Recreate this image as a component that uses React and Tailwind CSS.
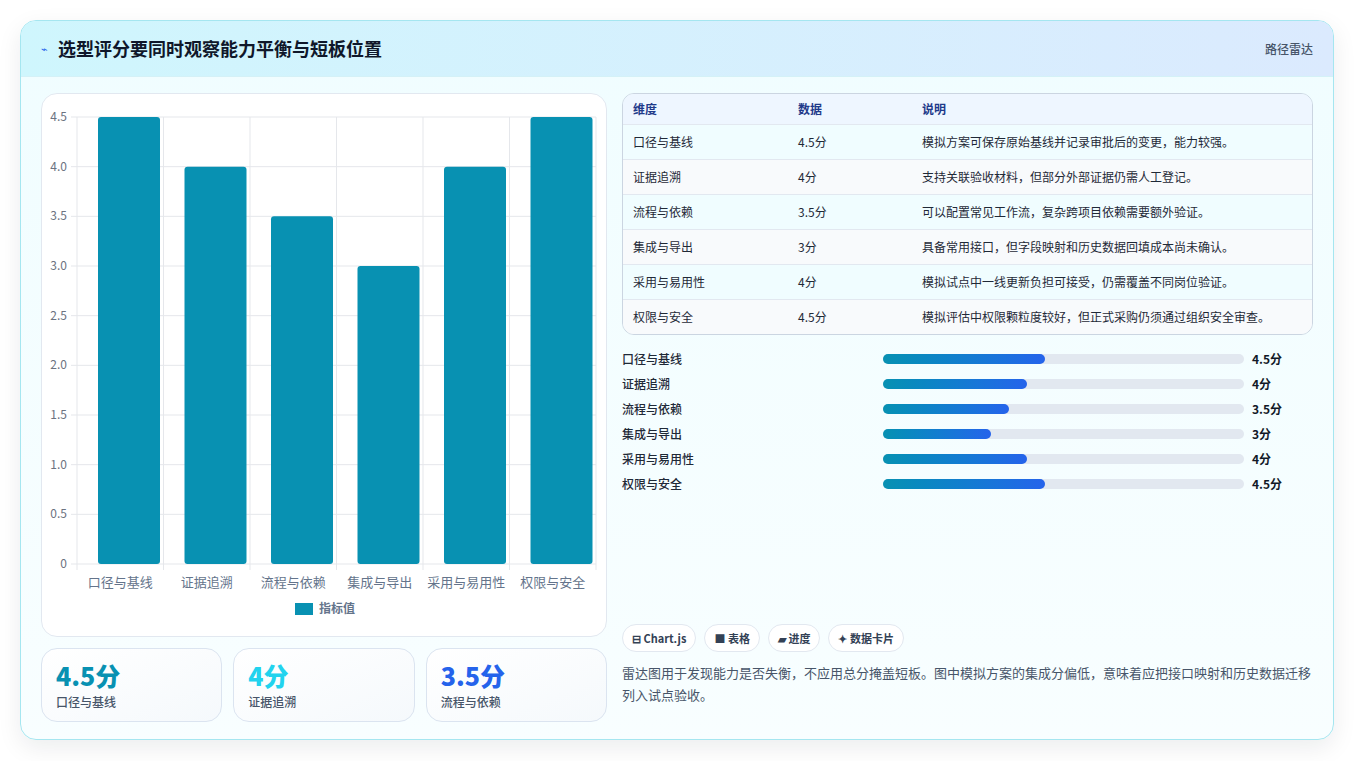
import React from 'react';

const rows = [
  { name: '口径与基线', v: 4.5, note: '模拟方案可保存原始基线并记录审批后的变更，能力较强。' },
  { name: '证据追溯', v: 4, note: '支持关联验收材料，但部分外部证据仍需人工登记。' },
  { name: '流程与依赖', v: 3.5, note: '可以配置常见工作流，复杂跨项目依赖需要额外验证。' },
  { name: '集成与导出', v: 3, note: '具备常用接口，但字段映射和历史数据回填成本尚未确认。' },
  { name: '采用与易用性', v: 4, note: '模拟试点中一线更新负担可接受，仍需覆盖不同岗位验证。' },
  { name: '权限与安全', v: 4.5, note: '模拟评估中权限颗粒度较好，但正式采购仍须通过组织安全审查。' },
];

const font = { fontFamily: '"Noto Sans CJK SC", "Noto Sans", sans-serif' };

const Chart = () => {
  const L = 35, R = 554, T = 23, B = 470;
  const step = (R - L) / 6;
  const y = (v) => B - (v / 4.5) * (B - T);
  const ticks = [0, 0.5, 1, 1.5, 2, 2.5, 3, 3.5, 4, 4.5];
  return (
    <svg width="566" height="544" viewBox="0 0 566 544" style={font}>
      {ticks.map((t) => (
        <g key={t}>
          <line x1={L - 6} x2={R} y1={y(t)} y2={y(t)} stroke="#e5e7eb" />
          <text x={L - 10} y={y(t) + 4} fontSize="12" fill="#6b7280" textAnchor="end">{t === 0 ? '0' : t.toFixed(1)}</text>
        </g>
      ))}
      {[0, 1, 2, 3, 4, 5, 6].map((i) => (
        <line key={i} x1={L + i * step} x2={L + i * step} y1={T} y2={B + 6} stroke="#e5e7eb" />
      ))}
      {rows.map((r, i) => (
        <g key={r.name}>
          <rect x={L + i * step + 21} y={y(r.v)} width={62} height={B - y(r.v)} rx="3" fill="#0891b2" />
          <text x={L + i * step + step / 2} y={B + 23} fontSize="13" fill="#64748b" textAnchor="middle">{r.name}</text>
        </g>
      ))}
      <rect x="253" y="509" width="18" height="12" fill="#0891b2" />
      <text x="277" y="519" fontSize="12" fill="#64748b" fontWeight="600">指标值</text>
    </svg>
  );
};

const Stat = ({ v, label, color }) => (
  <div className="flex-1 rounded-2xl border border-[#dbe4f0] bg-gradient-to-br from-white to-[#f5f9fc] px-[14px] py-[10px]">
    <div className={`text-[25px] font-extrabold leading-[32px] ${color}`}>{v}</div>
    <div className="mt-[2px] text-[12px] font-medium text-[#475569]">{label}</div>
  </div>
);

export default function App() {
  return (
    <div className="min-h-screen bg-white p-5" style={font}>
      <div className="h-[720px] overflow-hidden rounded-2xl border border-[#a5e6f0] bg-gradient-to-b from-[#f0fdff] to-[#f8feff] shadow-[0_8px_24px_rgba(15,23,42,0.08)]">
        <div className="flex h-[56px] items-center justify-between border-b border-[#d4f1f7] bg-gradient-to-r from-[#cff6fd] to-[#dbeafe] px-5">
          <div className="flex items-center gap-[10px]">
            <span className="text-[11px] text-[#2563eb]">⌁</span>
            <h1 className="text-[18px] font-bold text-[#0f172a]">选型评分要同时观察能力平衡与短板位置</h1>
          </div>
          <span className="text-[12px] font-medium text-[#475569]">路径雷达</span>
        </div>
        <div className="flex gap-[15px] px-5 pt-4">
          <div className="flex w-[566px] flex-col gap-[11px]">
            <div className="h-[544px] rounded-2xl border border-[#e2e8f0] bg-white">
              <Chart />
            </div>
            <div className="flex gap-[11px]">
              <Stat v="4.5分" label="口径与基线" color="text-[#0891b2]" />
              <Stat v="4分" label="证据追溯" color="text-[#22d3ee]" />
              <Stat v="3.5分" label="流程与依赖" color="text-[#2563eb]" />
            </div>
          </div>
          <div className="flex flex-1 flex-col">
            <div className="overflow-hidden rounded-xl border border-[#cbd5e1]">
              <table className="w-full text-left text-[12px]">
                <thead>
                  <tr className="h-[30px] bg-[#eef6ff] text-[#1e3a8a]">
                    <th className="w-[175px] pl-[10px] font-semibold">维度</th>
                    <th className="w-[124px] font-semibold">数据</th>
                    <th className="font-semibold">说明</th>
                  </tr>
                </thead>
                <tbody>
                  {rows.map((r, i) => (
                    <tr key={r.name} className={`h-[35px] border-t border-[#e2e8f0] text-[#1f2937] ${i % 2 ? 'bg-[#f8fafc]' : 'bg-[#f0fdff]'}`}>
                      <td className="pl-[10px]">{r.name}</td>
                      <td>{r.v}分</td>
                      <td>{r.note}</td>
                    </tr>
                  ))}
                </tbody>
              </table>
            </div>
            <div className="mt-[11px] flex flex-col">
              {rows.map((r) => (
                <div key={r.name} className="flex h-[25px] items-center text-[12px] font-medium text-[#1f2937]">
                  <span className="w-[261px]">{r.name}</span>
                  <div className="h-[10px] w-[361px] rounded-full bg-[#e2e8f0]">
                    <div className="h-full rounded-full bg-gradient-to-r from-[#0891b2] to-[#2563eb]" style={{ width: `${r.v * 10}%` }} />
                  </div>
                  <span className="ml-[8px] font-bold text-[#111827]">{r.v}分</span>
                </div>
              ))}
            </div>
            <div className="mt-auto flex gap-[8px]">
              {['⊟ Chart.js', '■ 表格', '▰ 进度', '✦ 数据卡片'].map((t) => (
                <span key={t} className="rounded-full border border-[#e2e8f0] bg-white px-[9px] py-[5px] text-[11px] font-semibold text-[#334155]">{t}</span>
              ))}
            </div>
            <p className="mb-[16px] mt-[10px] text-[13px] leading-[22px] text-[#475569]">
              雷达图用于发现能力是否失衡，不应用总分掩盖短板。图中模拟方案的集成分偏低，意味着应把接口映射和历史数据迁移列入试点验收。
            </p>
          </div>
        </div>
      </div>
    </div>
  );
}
--------------------------------
### Exercise brief
Transcribe the full listing above exactly as it stands, minus the pictures.

### Reply to the exercise
Recreate this image as a component that uses React and Tailwind CSS.
import React from 'react';

const rows = [
  { name: '口径与基线', v: 4.5, note: '模拟方案可保存原始基线并记录审批后的变更，能力较强。' },
  { name: '证据追溯', v: 4, note: '支持关联验收材料，但部分外部证据仍需人工登记。' },
  { name: '流程与依赖', v: 3.5, note: '可以配置常见工作流，复杂跨项目依赖需要额外验证。' },
  { name: '集成与导出', v: 3, note: '具备常用接口，但字段映射和历史数据回填成本尚未确认。' },
  { name: '采用与易用性', v: 4, note: '模拟试点中一线更新负担可接受，仍需覆盖不同岗位验证。' },
  { name: '权限与安全', v: 4.5, note: '模拟评估中权限颗粒度较好，但正式采购仍须通过组织安全审查。' },
];

const font = { fontFamily: '"Noto Sans CJK SC", "Noto Sans", sans-serif' };

const Chart = () => {
  const L = 35, R = 554, T = 23, B = 470;
  const step = (R - L) / 6;
  const y = (v) => B - (v / 4.5) * (B - T);
  const ticks = [0, 0.5, 1, 1.5, 2, 2.5, 3, 3.5, 4, 4.5];
  return (
    <svg width="566" height="544" viewBox="0 0 566 544" style={font}>
      {ticks.map((t) => (
        <g key={t}>
          <line x1={L - 6} x2={R} y1={y(t)} y2={y(t)} stroke="#e5e7eb" />
          <text x={L - 10} y={y(t) + 4} fontSize="12" fill="#6b7280" textAnchor="end">{t === 0 ? '0' : t.toFixed(1)}</text>
        </g>
      ))}
      {[0, 1, 2, 3, 4, 5, 6].map((i) => (
        <line key={i} x1={L + i * step} x2={L + i * step} y1={T} y2={B + 6} stroke="#e5e7eb" />
      ))}
      {rows.map((r, i) => (
        <g key={r.name}>
          <rect x={L + i * step + 21} y={y(r.v)} width={62} height={B - y(r.v)} rx="3" fill="#0891b2" />
          <text x={L + i * step + step / 2} y={B + 23} fontSize="13" fill="#64748b" textAnchor="middle">{r.name}</text>
        </g>
      ))}
      <rect x="253" y="509" width="18" height="12" fill="#0891b2" />
      <text x="277" y="519" fontSize="12" fill="#64748b" fontWeight="600">指标值</text>
    </svg>
  );
};

const Stat = ({ v, label, color }) => (
  <div className="flex-1 rounded-2xl border border-[#dbe4f0] bg-gradient-to-br from-white to-[#f5f9fc] px-[14px] py-[10px]">
    <div className={`text-[25px] font-extrabold leading-[32px] ${color}`}>{v}</div>
    <div className="mt-[2px] text-[12px] font-medium text-[#475569]">{label}</div>
  </div>
);

export default function App() {
  return (
    <div className="min-h-screen bg-white p-5" style={font}>
      <div className="h-[720px] overflow-hidden rounded-2xl border border-[#a5e6f0] bg-gradient-to-b from-[#f0fdff] to-[#f8feff] shadow-[0_8px_24px_rgba(15,23,42,0.08)]">
        <div className="flex h-[56px] items-center justify-between border-b border-[#d4f1f7] bg-gradient-to-r from-[#cff6fd] to-[#dbeafe] px-5">
          <div className="flex items-center gap-[10px]">
            <span className="text-[11px] text-[#2563eb]">⌁</span>
            <h1 className="text-[18px] font-bold text-[#0f172a]">选型评分要同时观察能力平衡与短板位置</h1>
          </div>
          <span className="text-[12px] font-medium text-[#475569]">路径雷达</span>
        </div>
        <div className="flex gap-[15px] px-5 pt-4">
          <div className="flex w-[566px] flex-col gap-[11px]">
            <div className="h-[544px] rounded-2xl border border-[#e2e8f0] bg-white">
              <Chart />
            </div>
            <div className="flex gap-[11px]">
              <Stat v="4.5分" label="口径与基线" color="text-[#0891b2]" />
              <Stat v="4分" label="证据追溯" color="text-[#22d3ee]" />
              <Stat v="3.5分" label="流程与依赖" color="text-[#2563eb]" />
            </div>
          </div>
          <div className="flex flex-1 flex-col">
            <div className="overflow-hidden rounded-xl border border-[#cbd5e1]">
              <table className="w-full text-left text-[12px]">
                <thead>
                  <tr className="h-[30px] bg-[#eef6ff] text-[#1e3a8a]">
                    <th className="w-[175px] pl-[10px] font-semibold">维度</th>
                    <th className="w-[124px] font-semibold">数据</th>
                    <th className="font-semibold">说明</th>
                  </tr>
                </thead>
                <tbody>
                  {rows.map((r, i) => (
                    <tr key={r.name} className={`h-[35px] border-t border-[#e2e8f0] text-[#1f2937] ${i % 2 ? 'bg-[#f8fafc]' : 'bg-[#f0fdff]'}`}>
                      <td className="pl-[10px]">{r.name}</td>
                      <td>{r.v}分</td>
                      <td>{r.note}</td>
                    </tr>
                  ))}
                </tbody>
              </table>
            </div>
            <div className="mt-[11px] flex flex-col">
              {rows.map((r) => (
                <div key={r.name} className="flex h-[25px] items-center text-[12px] font-medium text-[#1f2937]">
                  <span className="w-[261px]">{r.name}</span>
                  <div className="h-[10px] w-[361px] rounded-full bg-[#e2e8f0]">
                    <div className="h-full rounded-full bg-gradient-to-r from-[#0891b2] to-[#2563eb]" style={{ width: `${r.v * 10}%` }} />
                  </div>
                  <span className="ml-[8px] font-bold text-[#111827]">{r.v}分</span>
                </div>
              ))}
            </div>
            <div className="mt-auto flex gap-[8px]">
              {['⊟ Chart.js', '■ 表格', '▰ 进度', '✦ 数据卡片'].map((t) => (
                <span key={t} className="rounded-full border border-[#e2e8f0] bg-white px-[9px] py-[5px] text-[11px] font-semibold text-[#334155]">{t}</span>
              ))}
            </div>
            <p className="mb-[16px] mt-[10px] text-[13px] leading-[22px] text-[#475569]">
              雷达图用于发现能力是否失衡，不应用总分掩盖短板。图中模拟方案的集成分偏低，意味着应把接口映射和历史数据迁移列入试点验收。
            </p>
          </div>
        </div>
      </div>
    </div>
  );
}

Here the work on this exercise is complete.